UFC star Jon Jones will be eligible to return to competition by Oct. 28 -- fifteen months after failing the second drug test of his tumultuous career.
The United States Anti-Doping Agency announced Wednesday it has suspended Jones for 15 months, for testing positive for metabolites of an anabolic steroid on July 28, 2017. The suspension is retroactive to the date of the test, meaning Jones has already served nearly 14 months.
Jones, who is from Rochester, New York, had faced a maximum ban of four years. He also faced potential sanctions from the California State Athletic Commission because the failed test took place in Anaheim, California, but CSAC executive director Andy Foster told ESPN the commission finds a 15-month suspension "agreeable."
Jones must complete three months community service and pay a previously ordered $205,000 fine to regain his fight license.
In a statement posted on social media, Jones said his "heart is filled with gratitude and appreciation" and that "greatness is what I'm chasing and the path to reclaiming my throne is now officially open. Comeback Season begins now."
UFC has a UFC 230 pay-per-view event planned on Nov. 3 in Madison Square Garden, but president Dana White said Thursday that Jones would not be a part of it. He has told ESPN that Jones' return will likely take place in 2019.
"The arbitrator found that Jones never intentionally or knowingly took steroids and the result of the positive test was the result of a contaminated substance," White said. "The science completely supports that finding. The science doesn't lie, so I look forward to getting him back early next year."
An independent arbitrator settled on the 15-month suspension length following a closed hearing last weekend. Jones, 31, has maintained he did not take any performance-enhancing drug around the time of the test, but he did admit to the use of illicit drugs, including cocaine, "prior to and for a period of time after" July 28, 2017.
Jones' case took more than one year to resolve because of several circumstances. He submitted the failed test one day before he knocked out Daniel Cormier to reclaim the light heavyweight championship at UFC 214. The result of that bout has since been changed to a no contest because of Jones' positive test results.

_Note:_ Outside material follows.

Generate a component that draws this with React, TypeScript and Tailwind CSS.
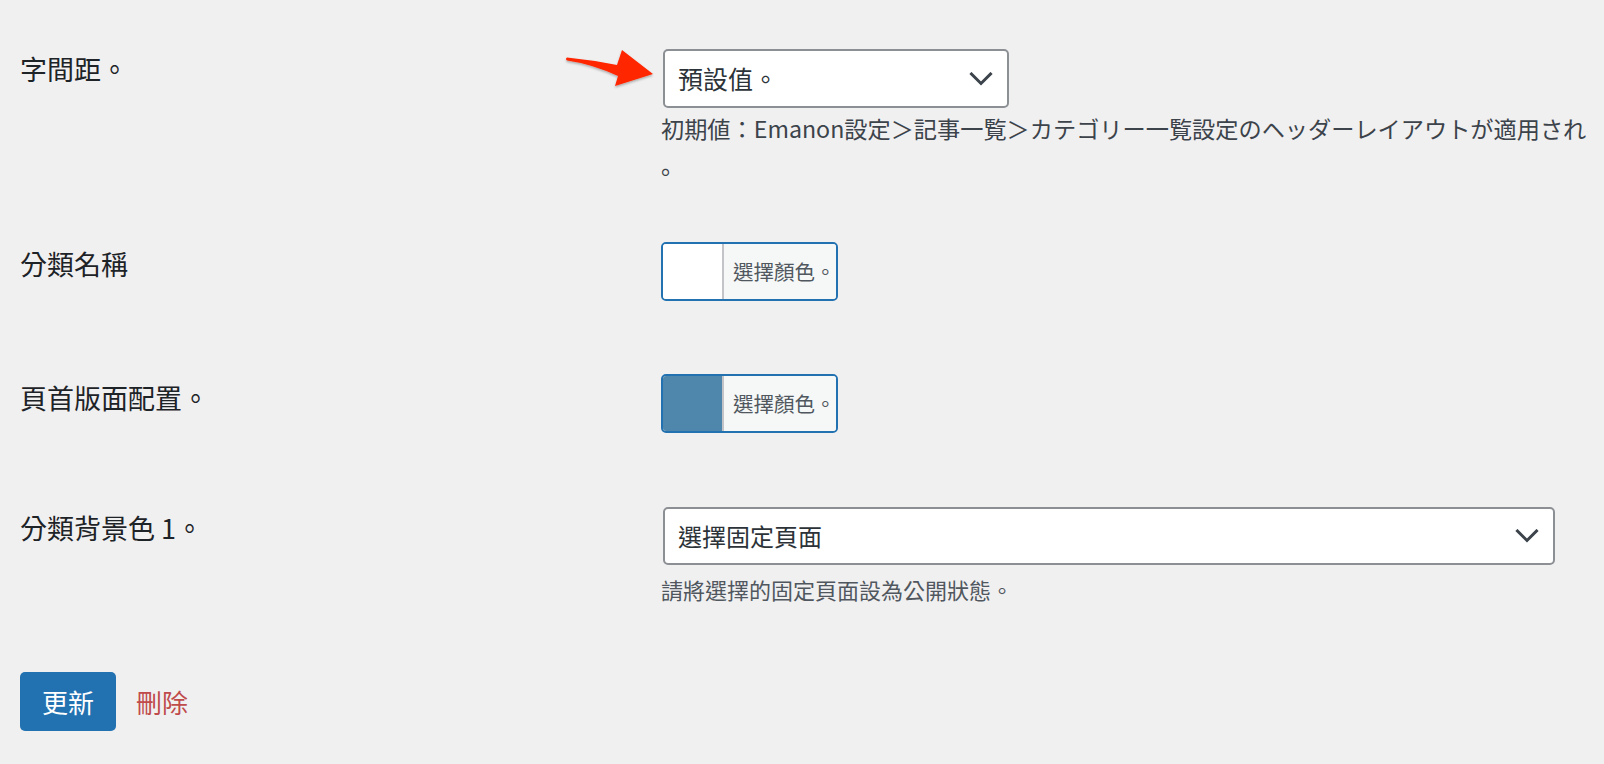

Despite his claims of innocence, Jones has been unable to account for the substance in his system. He submitted 14 supplements to be tested for possible contamination, none of which came back positive for any banned substance.
The details of this case were inconsistent, however, with someone trying to beat a drug test, in that Jones passed five out-of-competition tests in the five months prior to the adverse finding, and presumably would have expected to be tested around his fight at UFC 214.
Even though the substance was never accounted for, the circumstances were such that USADA only sought a maximum 18-month suspension. Although it rarely happens, identifying the source of an adverse finding is not a requirement to reduce sanctions under the UFC's anti-doping program.
USADA also made use of a bylaw in the UFC's anti-doping program, which allows it to reduce a sanction in exchange for an athlete's "substantial assistance" in another anti-doping case. Details of any such assistance provided by Jones was not disclosed.
Richard McLaren, an anti-doping expert and the independent arbitrator who ruled on the case, ultimately reduced USADA's recommendation to 15 months, citing Jones' relatively low degree of fault and the substantial assistance he offered throughout the process.
"There was absolutely no intention to use prohibited substances on the part of the athlete," McLaren wrote in his ruling.
"Jon Jones has gone through a great deal of difficulties. He gave me the very distinct impression that he has learned a lot from the loss of the image of himself that he had as a champion MMA fighter. He has been humbled and humiliated by that experience, but he has learned from his misfortune. He needs the opportunity to regain his dignity and self-esteem."
Jones (22-1) is arguably the greatest mixed martial artist of all time, but he has also been one of the sport's most troubled figures. He served a one-year suspension in 2016 after testing positive for two banned substances. In 2015, the UFC stripped Jones of his 205-pound title after he was involved in a hit-and-run accident in Albuquerque, New Mexico.
Jones has taken both of his USADA cases to arbitration and, although he was ultimately suspended in both, arbitrators opined that he did not knowingly cheat in either case. He stated his 2016 positive test was the result of a contaminated sexual enhancement pill.